A coroação de Reis e Rainhas que acontece todos os anos é uma rememoração dos antigos reinados do Congo e suas embaixadas. Os adereços não são apenas aspectos ornamentais, mas têm sentido sagrado. A forma de celebrar os santos que herdamos dessa matriz africana é com a força da palavra entoada e da dança junto ao som do tambor. A fé é praticada com alegria e festa. O mito que dá significado a essa prática no Brasil é de que N.S. do Rosário teria aparecido sobre uma pedra, em um rio, para um grupo de negros escravizados que, tocando os tambores, onseguiram levá-la para a senzala para protegê-los.

No período da escravidão, negros escravizados e libertos se reuniam em torno de irmandades do Rosário como forma de conseguirem recursos para alforrias, para enterros e para a construção de capelas.

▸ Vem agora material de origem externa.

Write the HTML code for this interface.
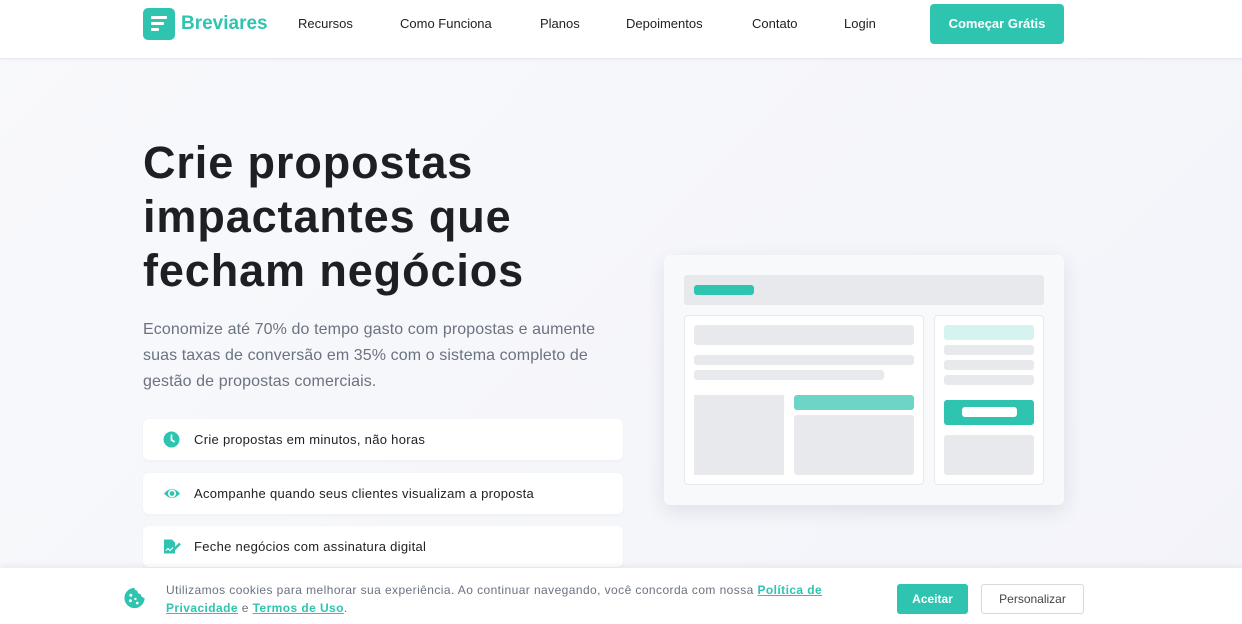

Infelizmente, hoje muitos párocos mergulhados em preconceitos, que ainda impedem congadeiros de celebrarem dentro das igrejas. É importante lembrar que muitas igrejas do Rosário em Minas Gerais foram construídas com labor e até dinheiro de negros associados em suas irmandades. Bem como, na verdade, toda a riqueza de Minas Gerais. Nossas ladeiras histórias e igrejas barrocas têm muito sangue negro.

O racismo se manifesta de diversas formas. Precisamos nos lembrar de que a Igreja Cristã, por muito tempo, condenou as práticas religiosas de matriz africana como pagãs. Esse quadro, com muita luta, vem se alterando, com a aceitação das Missas Afro como manifestações de um catolicismo que também é negro e de matriz africana. Hoje é preciso que todo resende-costense que deposita sua fé em N.S. do Rosário cobre o apoio governamental para a manutenção das bandas de congado da cidade.

Ao escrever sobre a congada de Resende Costa, não posso deixar de lembrar a figura do padre Raimundo, que lutou pelo respeito ao negro, ao congado e à sua forma ancestral de celebrar. Lembro-me de me emocionar ao ver padre Raimundo tocar um tambor de congado no altar da igreja de Santa Efigênia em Conselheiro Lafaiete, onde todos cantavam juntos: “Ê mamãe, abraça eu mamãe! Embala eu, mamãe! Cuida de mim...

 

Viva o congado! Viva o padre Raimundo! Viva a memória desta negra Minas!